Very intense polarized emission in self-assembled room temperature metallomesogens based on Zn(ii) coordination complexes: an experimental and computational study

Abstract

Three room-temperature metallomesogens based on Zn(II) cations pentacoordinated by different chelating N^N^N terpyridines and two monodentate gallate co-ligands were designed and synthesized. Depending on the terpyridine ligand's tip functionality, the complexes self-assemble into either a 3D hexagonal mesophase or into a columnar hexagonal mesophase.
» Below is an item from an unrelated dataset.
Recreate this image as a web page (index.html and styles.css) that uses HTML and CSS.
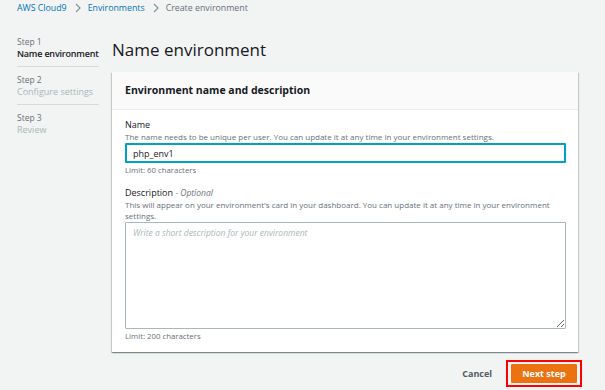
FILE: index.html
```html
<!DOCTYPE html>
<html lang="en">
<head>
  <meta charset="UTF-8">
  <title>Create environment</title>
  <link rel="stylesheet" href="styles.css">
</head>
<body>
  <div class="crumbs">
    <a class="crumb-link">AWS Cloud9</a>
    <svg class="crumb-sep" width="8" height="10" viewBox="0 0 8 10"><path d="M2 1l4 4-4 4" fill="none" stroke="#879596" stroke-width="1.2"/></svg>
    <a class="crumb-link">Environments</a>
    <svg class="crumb-sep" width="8" height="10" viewBox="0 0 8 10"><path d="M2 1l4 4-4 4" fill="none" stroke="#879596" stroke-width="1.2"/></svg>
    <span class="crumb-cur">Create environment</span>
  </div>
  <div class="layout">
    <div class="steps">
      <div class="step">
        <div class="step-num">Step 1</div>
        <div class="step-name active">Name environment</div>
      </div>
      <div class="step">
        <div class="step-num">Step 2</div>
        <div class="step-name">Configure settings</div>
      </div>
      <div class="step last">
        <div class="step-num">Step 3</div>
        <div class="step-name">Review</div>
      </div>
    </div>
    <div class="main">
      <div class="page-title">Name environment</div>
      <div class="card">
        <div class="card-head">Environment name and description</div>
        <div class="card-body">
          <div class="field">
            <div class="label">Name</div>
            <div class="hint">The name needs to be unique per user. You can update it at any time in your environment settings.</div>
            <input class="text-input" value="php_env1">
            <div class="limit">Limit: 60 characters</div>
          </div>
          <div class="field">
            <div class="label">Description <i class="optional">- Optional</i></div>
            <div class="hint">This will appear on your environment's card in your dashboard. You can update it at any time in your environment settings.</div>
            <textarea class="text-area" placeholder="Write a short description for your environment"></textarea>
            <div class="limit">Limit: 200 characters</div>
          </div>
        </div>
      </div>
      <div class="actions">
        <button class="btn-cancel">Cancel</button>
        <div class="highlight">
          <button class="btn-next">Next step</button>
        </div>
      </div>
    </div>
  </div>
</body>
</html>
```

FILE: styles.css
```css
body { background: #f2f3f3; font-family: 'Open Sans', Arial, sans-serif; margin: 0; color: #16191f; }
.crumbs { padding: 1px 17px 0 17px; height: 14px; font-size: 8.8px; line-height: 14px; display: flex; align-items: center; }
.crumb-link { color: #0073bb; }
.crumb-sep { margin: 0 6px 0 7px; }
.crumb-cur { color: #687078; }
.layout { display: flex; padding: 21px 0 0 17px; }
.steps { width: 82px; }
.step { border-bottom: 1px solid #d5dbdb; padding: 0 0 7px 0; margin-bottom: 7px; }
.step.last { border-bottom: none; }
.step-num { font-size: 8.5px; color: #687078; line-height: 12px; }
.step-name { font-size: 9px; color: #aab7b8; line-height: 11px; white-space: nowrap; }
.step-name.active { color: #16191f; font-weight: 600; letter-spacing: -0.2px; }
.main { width: 466px; margin-left: 13px; }
.page-title { font-size: 17px; line-height: 24px; padding-top: 2px; height: 34px; }
.card { background: #fff; box-shadow: 0 1px 1px rgba(0,28,36,0.3), 1px 1px 1px rgba(0,28,36,0.15), -1px 1px 1px rgba(0,28,36,0.15); }
.card-head { background: #fafafa; border-bottom: 1px solid #eaeded; height: 37px; line-height: 37px; padding: 0 13px; font-size: 10.5px; font-weight: 700; }
.card-body { padding: 9px 12px 10px 13px; }
.field { margin-bottom: 11px; }
.field:last-child { margin-bottom: 0; }
.label { font-size: 9px; line-height: 12px; color: #16191f; }
.optional { color: #687078; font-size: 8.5px; }
.hint { font-size: 8px; line-height: 11px; color: #687078; margin-bottom: 1px; }
.text-input { display: block; box-sizing: border-box; width: 441px; height: 20px; border: 2px solid #00a1c9; border-radius: 1px; padding: 0 6px; font-family: inherit; font-size: 9px; color: #16191f; outline: none; }
.text-area { display: block; box-sizing: border-box; width: 441px; height: 107px; border: 1px solid #aab7b8; border-radius: 1px; padding: 4px 7px; font-family: inherit; font-size: 8.5px; margin: 0; resize: vertical; }
.text-area::placeholder { color: #aab7b8; font-style: italic; }
.limit { font-size: 7.8px; color: #687078; line-height: 11px; margin-top: 2px; }
.actions { display: flex; justify-content: flex-end; align-items: center; padding-top: 8px; margin-right: -4px; }
.btn-cancel { background: none; border: none; color: #545b64; font-family: inherit; font-weight: 700; font-size: 9px; margin-right: 14px; padding: 0; cursor: pointer; }
.highlight { border: 2px solid #ff0000; padding: 2px 3px; }
.btn-next { display: block; background: #ec7211; color: #fff; border: 1px solid #ec7211; font-family: inherit; font-weight: 700; font-size: 9px; width: 66px; height: 19px; padding: 0; border-radius: 1px; cursor: pointer; }
```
A systematic study between the structure (molecular architecture, arrangement of the molecules and columns, and chains in both types of mesophases) and photophysical properties (emission maxima and yields, lifetimes of the excited states in the mesophase), correlated with investigations of single molecules in solution, was conducted. Remarkably, one complex exhibited a record quantum yield of 95.0% in solution, while in the mesophase, despite quenching due to the radiative deactivation from the ILCT state, still retained a considerable emission yield of ϕ = 20.2%. The polarized emission of an oriented film, determined for the first time in columnar metallomesogens, shows a dichroic emission ratio (I_||/I_⊥) of 1.30. DFT and TDDFT computational studies confirmed the origin of the observed fluorescence anisotropy from the transition dipole moment oriented along the C₂ symmetry axis of the molecule combined with a high level of order in the 3D mesophase.